We support the ones that are in the declaration position (#1), the
> type position (#2),


I think you mean #3?


> and the identifier position (#4) but do not
> support ones on storage class specifiers, function specifiers, or
> other kinds of decl specifiers other than a defining-type-specifier.
> e.g., https://godbolt.org/z/8sq5Wo8sT


I think [[]] is treated differently from known attribute (and unknown
attributes may be treated differently yet again?). Anyway, I think we get
into this more deeply below anyway.

>> GNU attributes will
> >> "slide" to the type or the declaration based on the name of the
> >> attribute when doing semantic processing for them (see the
> >> moveAttrFromListToList() calls in SemaType.cpp for some examples of
> >> this).
> >
> >
> > Thanks, that's an interesting pointer.
> >
> > I wondering now though: What do attributes attach to when the "sliding"
> logic doesn't apply to them (because it doesn't know them)?
>
> Heh, now you're seeing why GNU attributes were replaced by what was
> standardized in C and C++. The answer is: we don't know what to do and
> this can sometimes even impact our ability to parse properly (for
> example, if it's a type attribute in C, it may be the difference
> between ANSI "implicit int" being allowed or not). However, in Clang,
> we do not retain unknown attributes in the AST, so we parse as best we
> can and then drop what we parsed onto the floor if the attribute is
> unknown.
>

Hm. Got it.

This does seem to make a pretty strong argument for what you're suggesting,
namely that we shouldn't support the GNU syntax of the `annotate` attribute
for annotations on types and instead should support only the C++ syntax
(where, thankfully, the standard makes it pretty clear what the attribute
appertains to).

> Maybe I should clarify my use case (which will probably benefit the whole
> discusssion). What I'm looking to be able to do is to attach attributes to
> different levels of a potentially multi-level pointer. For example:
> >
> > int __attribute__((annotate_type("A"))) *
> __attribute__((annotate_type("B"))) * __attribute__((annotate_type("C")))
> pp;
> >
> > The "A" annotation is what I mean by being able to attach an attribute
> to the decl specifiers (maybe my terminology isn't accurate here?).
> >
> > One use case for this is being able to specify which of the levels a
> nullability annotation refers to and not just have it always implicitly
> refer to the outermost pointer, as I believe the existing nullability
> annotations do. (See the Clang fork here for an example that does something
> very similar: https://github.com/sampsyo/quala)
> >
> > Staying with the nullability example, it's important to be able to
> attach an annotation to the base type itself -- imagine the `int` in the
> example above was instead a `unique_ptr`.
> >
> > This does seem to be possible to some extent with Clang today because if
> I feed the example above to the code in my draft change, I get
> `AttributedTypeLoc`s for the types `int`, `int *`, and `int **`, with
> annotations "A", "B", and "C" respectively.
>
> It is possible today, but I note that we might have a bug with the
> [[]] implementation: https://godbolt.org/z/vr81KzG33 -- I'd have to
> dig around more to see what's going on there.
>

Yes, I think this example makes the problem pretty clear, namely that C++
attributes can't be applied to the defining-type-specifier today.
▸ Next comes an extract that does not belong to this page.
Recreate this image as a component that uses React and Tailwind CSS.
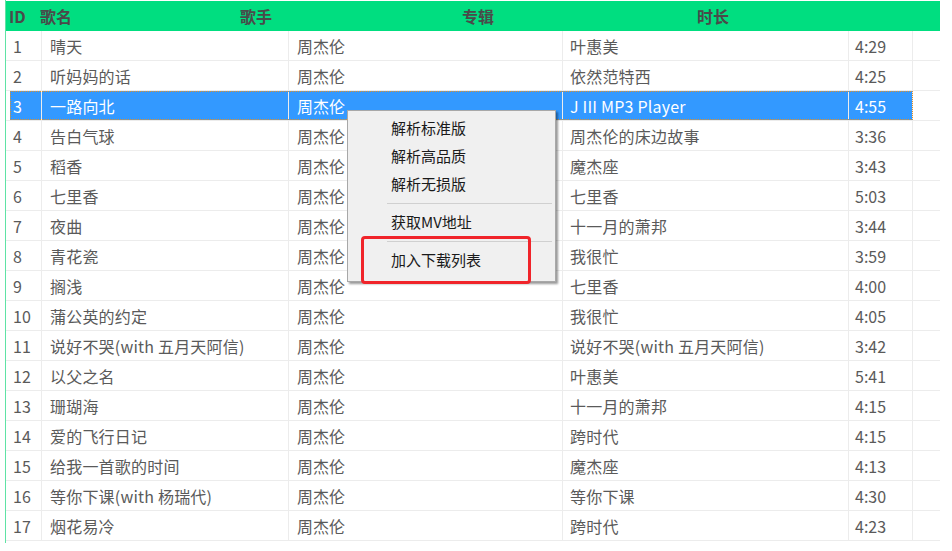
import React from "react";

const rows = [
  ["1", "晴天", "周杰伦", "叶惠美", "4:29"],
  ["2", "听妈妈的话", "周杰伦", "依然范特西", "4:25"],
  ["3", "一路向北", "周杰伦", "J III MP3 Player", "4:55"],
  ["4", "告白气球", "周杰伦", "周杰伦的床边故事", "3:36"],
  ["5", "稻香", "周杰伦", "魔杰座", "3:43"],
  ["6", "七里香", "周杰伦", "七里香", "5:03"],
  ["7", "夜曲", "周杰伦", "十一月的萧邦", "3:44"],
  ["8", "青花瓷", "周杰伦", "我很忙", "3:59"],
  ["9", "搁浅", "周杰伦", "七里香", "4:00"],
  ["10", "蒲公英的约定", "周杰伦", "我很忙", "4:05"],
  ["11", "说好不哭(with 五月天阿信)", "周杰伦", "说好不哭(with 五月天阿信)", "3:42"],
  ["12", "以父之名", "周杰伦", "叶惠美", "5:41"],
  ["13", "珊瑚海", "周杰伦", "十一月的萧邦", "4:15"],
  ["14", "爱的飞行日记", "周杰伦", "跨时代", "4:15"],
  ["15", "给我一首歌的时间", "周杰伦", "魔杰座", "4:13"],
  ["16", "等你下课(with 杨瑞代)", "周杰伦", "等你下课", "4:30"],
  ["17", "烟花易冷", "周杰伦", "跨时代", "4:23"],
];

const font = { fontFamily: '"Noto Sans CJK SC", "Microsoft YaHei", sans-serif' };

function Row({ r, selected }) {
  const txt = selected ? "text-white" : "text-[#5a5a5a]";
  const cell = "h-full flex items-center pt-[1px] border-r border-[#ececec] whitespace-nowrap overflow-hidden";
  return (
    <div className="flex h-[30px] border-b border-[#ececec]">
      <div className="w-[4px]" />
      <div
        className={
          "flex w-[903px] h-full " +
          (selected
            ? "bg-[#3399ff] outline-1 outline-dotted outline-[#e0902a] -outline-offset-1"
            : "")
        }
      >
        <div className={cell + " w-[32px] pl-[3px] " + txt}>{r[0]}</div>
        <div className={cell + " w-[247px] pl-[8px] tracking-[0.2px] " + txt}>{r[1]}</div>
        <div className={cell + " w-[274px] pl-[8px] " + txt}>{r[2]}</div>
        <div className={cell + " w-[286px] pl-[7px] tracking-[0.2px] " + txt}>{r[3]}</div>
        <div className={cell + " w-[64px] pl-[6px] " + txt}>{r[4]}</div>
      </div>
      <div className="flex-1 h-full" />
    </div>
  );
}

export default function App() {
  return (
    <div className="w-[952px] h-[551px] bg-white relative overflow-hidden text-[16px]" style={font}>
      <div className="pl-[5px]">
        <div className="w-[935px] h-[543px] border-l-[1.5px] border-[#5fe3a5] pt-[1px]">
          <div className="h-[30px] bg-[#00de80] flex items-center text-[#4a4a4a] font-semibold whitespace-nowrap">
            <div className="w-[34px] pl-[3px]">ID</div>
            <div className="w-[200px]">歌名</div>
            <div className="w-[222px]">歌手</div>
            <div className="w-[235px]">专辑</div>
            <div className="flex-1">时长</div>
          </div>
          {rows.map((r, i) => (
            <Row key={i} r={r} selected={i === 2} />
          ))}
        </div>
      </div>

      <div className="absolute left-[347px] top-[110px] w-[209px] h-[172px] bg-[#f0f0f0] border border-[#a8a8a8] shadow-[2px_2px_2px_rgba(0,0,0,0.4)] text-[15px] text-[#1a1a1a] pt-[3px]">
        <div className="h-[28px] flex items-center pl-[43px]">解析标准版</div>
        <div className="h-[28px] flex items-center pl-[43px]">解析高品质</div>
        <div className="h-[28px] flex items-center pl-[43px]">解析无损版</div>
        <div className="h-[10px] flex items-center pl-[39px] pr-[3px]">
          <div className="w-full h-px bg-[#d0d0d0]" />
        </div>
        <div className="h-[28px] flex items-center pl-[43px]">获取MV地址</div>
        <div className="h-[10px] flex items-center pl-[39px] pr-[3px]">
          <div className="w-full h-px bg-[#d0d0d0]" />
        </div>
        <div className="h-[28px] flex items-center pl-[43px]">加入下载列表</div>
      </div>

      <div className="absolute left-[361px] top-[236px] w-[170px] h-[48px] border-[3px] border-solid border-[#f0242a] rounded-[4px]" />
    </div>
  );
}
There's an additional wrinkle here in that, IIUC, the `address_space`
attribute only makes sense to apply to a ptr-declarator, not a
defining-type-specifier. I think the code that is causing the attribute to
be rejected here isn't specific to `address_space` though -- I think it's
just the general code we discuss below.


> >> > This also means that if we want to use the proposed `annotate_type`
> attribute in this position, we have to use the GNU spelling.
> >>
> >> I don't think that's correct. We certainly support type attributes
> >> using a C++ spelling already.
> >
> > I think this only works though if the attribute is applied to a
> declarator, but not to the decl specifiers? Here's an excerpt from the test
> in my draft change (https://reviews.llvm.org/D111548):
> >
> >   int __attribute__((annotate_type("bar"))) w;
> >   int [[clang::annotate_type("bar")]] w2; // expected-error
> {{'annotate_type' attribute cannot be applied to types}}
> >
> >   int *__attribute__((annotate_type("bar"))) x;
> >   int *[[clang::annotate_type("bar")]] x2;
> >
> > The error seems to be coming from the following chunk of code in
> Parser::ParseDeclarationSpecifiers(), which is specific to C++ attributes:
> >
> >         // Reject C++11 attributes that appertain to decl specifiers as
> >         // we don't support any C++11 attributes that appertain to decl
> >         // specifiers. This also conforms to what g++ 4.8 is doing.
> >         ProhibitCXX11Attributes(attrs,
> diag::err_attribute_not_type_attr);
>
> Oh hey, this is the possible bug I just noted above. :-D I think we
> should not be rejecting if the decl specifier is a defining type
> specifier because that has utility,


Agree -- I'd like to add support for this in Clang.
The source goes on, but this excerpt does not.